Businesses shifting freight strategy
Six in 10 businesses have changed their approach to ocean freight tendering in 2025, according to a poll conducted by Xeneta.

"12 percent of those taking part in the survey said they have completely changed the tendering approach this year with a further 48 percent stating they have made a partial change," says the latest update from Xeneta.

Thorsten Diephaus, VP, Strategic Alliances, Xeneta says: "When I look at the good old tender strategy from the last two decades, the time has come to throw it away, make it different and adapt it to the new reality."

"Shipping has always been volatile, but with these massive price movements the question is, does it make sense to agree to a 12-month rate for every trade and every volume? Or do we need to be more flexible?

"What is the right strategy? People need to answer that for themselves, but you need to be close to the market and define a strategy that suits you best."

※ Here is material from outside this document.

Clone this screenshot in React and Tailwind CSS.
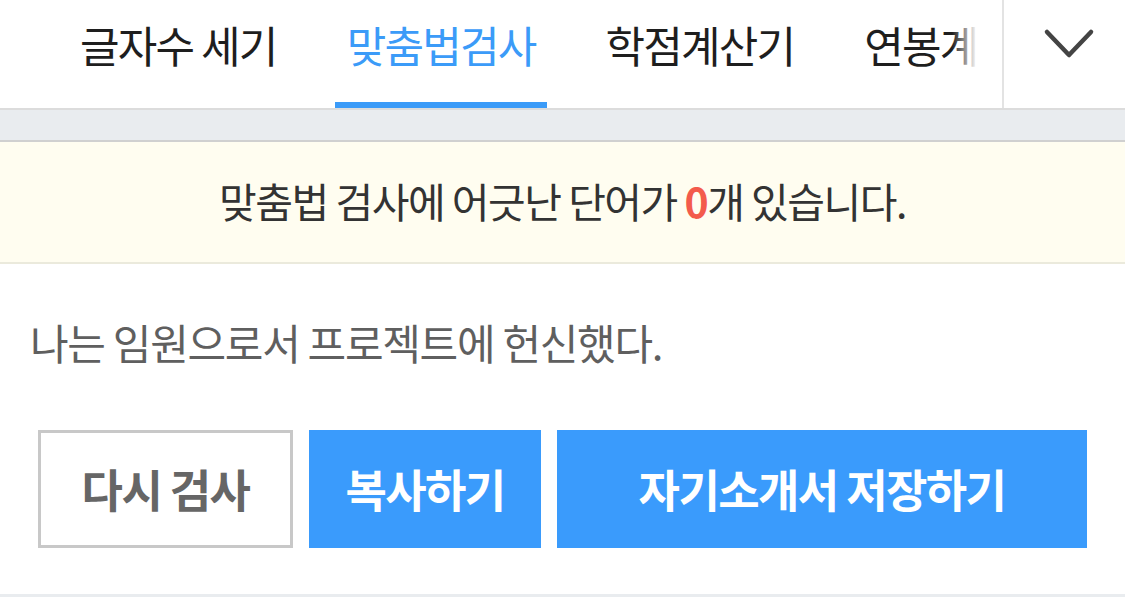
const tabs = ["글자수 세기", "맞춤법검사", "학점계산기", "연봉계산기"];

export default function App() {
  const active = 1;

  return (
    <div
      className="w-[1125px] h-[597px] bg-white overflow-hidden flex flex-col"
      style={{ fontFamily: '"Noto Sans CJK KR", "Noto Sans", sans-serif' }}
    >
      {/* Tab bar */}
      <div className="flex h-[110px] border-b-2 border-[#dcdcdc] shrink-0">
        <div className="relative w-[1002px] overflow-hidden">
          <div className="flex h-[110px] pl-[68px] gap-[46px] whitespace-nowrap">
            {tabs.map((tab, i) => (
              <div
                key={tab}
                className={`px-3 pt-[12px] h-[110px] text-[43px] leading-[64px] tracking-[-1.8px] ${
                  i === active
                    ? "text-[#3b9bf8] border-b-[8px] border-[#3b9bf8]"
                    : "text-[#1e1e1e]"
                }`}
              >
                {tab}
              </div>
            ))}
          </div>
          <div className="absolute top-0 left-0 h-[108px] w-[45px] bg-gradient-to-r from-white/80 to-white/0" />
          <div className="absolute top-0 right-0 h-[108px] w-[50px] bg-gradient-to-r from-white/0 via-white via-50% to-white" />
        </div>
        <div className="flex-1 border-l-2 border-[#e3e3e3] flex justify-center pl-[9px] pt-[26px]">
          <svg width="52" height="36" viewBox="0 0 52 36" fill="none">
            <polyline
              points="4,6 26,29 48,6"
              stroke="#444"
              strokeWidth="4.5"
              strokeLinecap="round"
              strokeLinejoin="round"
            />
          </svg>
        </div>
      </div>

      {/* Gray spacer */}
      <div className="h-[32px] bg-[#e9ecef] border-b-2 border-[#d0d0d0] shrink-0" />

      {/* Result banner */}
      <div className="h-[122px] bg-[#fffdf0] border-b-2 border-[#ebeadc] flex items-center justify-center shrink-0">
        <p className="text-[41px] tracking-[-1.5px] text-[#333] pb-[2px]">
          맞춤법 검사에 어긋난 단어가{" "}
          <span className="text-[#f35b4c] font-bold">0</span>개 있습니다.
        </p>
      </div>

      {/* Content */}
      <div className="flex-1 flex flex-col">
        <p className="px-[30px] pt-[48px] text-[42px] tracking-[-1.3px] text-[#5f5f5f] leading-[60px]">
          나는 임원으로서 프로젝트에 헌신했다.
        </p>
        <div className="flex gap-4 px-[38px] pt-[58px]">
          <button className="w-[255px] h-[118px] border-[3px] border-[#c8c8c8] bg-white text-[45px] font-bold tracking-[-1.6px] text-[#666]">
            다시 검사
          </button>
          <button className="w-[232px] h-[118px] bg-[#3a9bfc] text-[45px] font-bold tracking-[-1.6px] text-white">
            복사하기
          </button>
          <button className="flex-1 h-[118px] bg-[#3a9bfc] text-[45px] font-bold tracking-[-1.6px] text-white">
            자기소개서 저장하기
          </button>
        </div>
      </div>
      <div className="h-[3px] bg-[#e9ecef] shrink-0" />
    </div>
  );
}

One of the new strategies being adopted across the industry is index-linked contracts, which track the market against rules agreed between the freight buyer and seller, the update added. "The case for this type of contract has become more compelling due to the situation in the Red Sea. If a lasting ceasefire sees a largescale return of container ships to the region, it could see spot rates – and therefore also long term rates – collapse in 2025. However, the situation in the Middle East remains far from certain."

Emily Stausbøll, Senior Shipping Analyst, Xeneta says: "When I’m talking to customers and we get on to indexing, we’re seeing interest increase on the shipper, freight forwarder and carrier side. We have seen in the poll results that not everybody can do it or maybe it’s just for one or two trades, but it’s definitely something that’s getting traction in the market.

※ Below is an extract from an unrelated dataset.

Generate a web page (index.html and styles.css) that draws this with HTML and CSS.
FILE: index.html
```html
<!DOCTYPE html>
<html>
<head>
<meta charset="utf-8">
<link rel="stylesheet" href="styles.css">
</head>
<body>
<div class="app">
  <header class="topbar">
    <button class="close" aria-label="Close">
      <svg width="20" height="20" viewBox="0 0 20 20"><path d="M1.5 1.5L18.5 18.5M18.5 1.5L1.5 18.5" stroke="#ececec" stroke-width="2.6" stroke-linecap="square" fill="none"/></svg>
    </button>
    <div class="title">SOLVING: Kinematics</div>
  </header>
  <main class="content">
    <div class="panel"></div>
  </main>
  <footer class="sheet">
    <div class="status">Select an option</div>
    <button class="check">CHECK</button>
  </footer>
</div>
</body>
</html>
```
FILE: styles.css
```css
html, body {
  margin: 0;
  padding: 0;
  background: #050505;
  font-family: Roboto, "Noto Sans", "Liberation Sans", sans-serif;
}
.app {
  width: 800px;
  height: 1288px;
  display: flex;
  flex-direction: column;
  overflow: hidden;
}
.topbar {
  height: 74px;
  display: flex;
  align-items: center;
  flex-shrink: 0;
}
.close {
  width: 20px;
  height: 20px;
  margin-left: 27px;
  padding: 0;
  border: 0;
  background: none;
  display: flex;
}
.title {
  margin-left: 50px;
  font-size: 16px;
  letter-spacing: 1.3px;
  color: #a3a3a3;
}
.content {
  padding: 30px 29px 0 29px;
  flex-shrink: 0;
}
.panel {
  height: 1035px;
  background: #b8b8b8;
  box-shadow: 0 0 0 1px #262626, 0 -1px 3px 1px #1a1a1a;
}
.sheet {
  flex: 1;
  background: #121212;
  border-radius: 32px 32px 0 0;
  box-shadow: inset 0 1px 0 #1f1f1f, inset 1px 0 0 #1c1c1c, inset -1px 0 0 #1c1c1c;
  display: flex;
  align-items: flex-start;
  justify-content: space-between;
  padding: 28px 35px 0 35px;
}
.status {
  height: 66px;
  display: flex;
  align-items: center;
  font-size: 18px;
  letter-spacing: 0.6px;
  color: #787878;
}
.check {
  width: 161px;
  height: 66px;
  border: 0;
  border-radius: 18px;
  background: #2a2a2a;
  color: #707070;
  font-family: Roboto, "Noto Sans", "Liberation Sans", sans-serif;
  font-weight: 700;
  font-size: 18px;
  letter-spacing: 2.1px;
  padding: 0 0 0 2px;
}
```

"It is then the data underlying it that’s going to be important. You need that solid data, and then you can figure out the mechanism, when it gets adjusted, what it gets adjusted to, and whether I have a floor and ceiling to limit my problems. You can’t prepare for everything, you don’t know what’s coming next, but you can make your supply chains that little bit more robust and that little bit more reliable when things go wrong."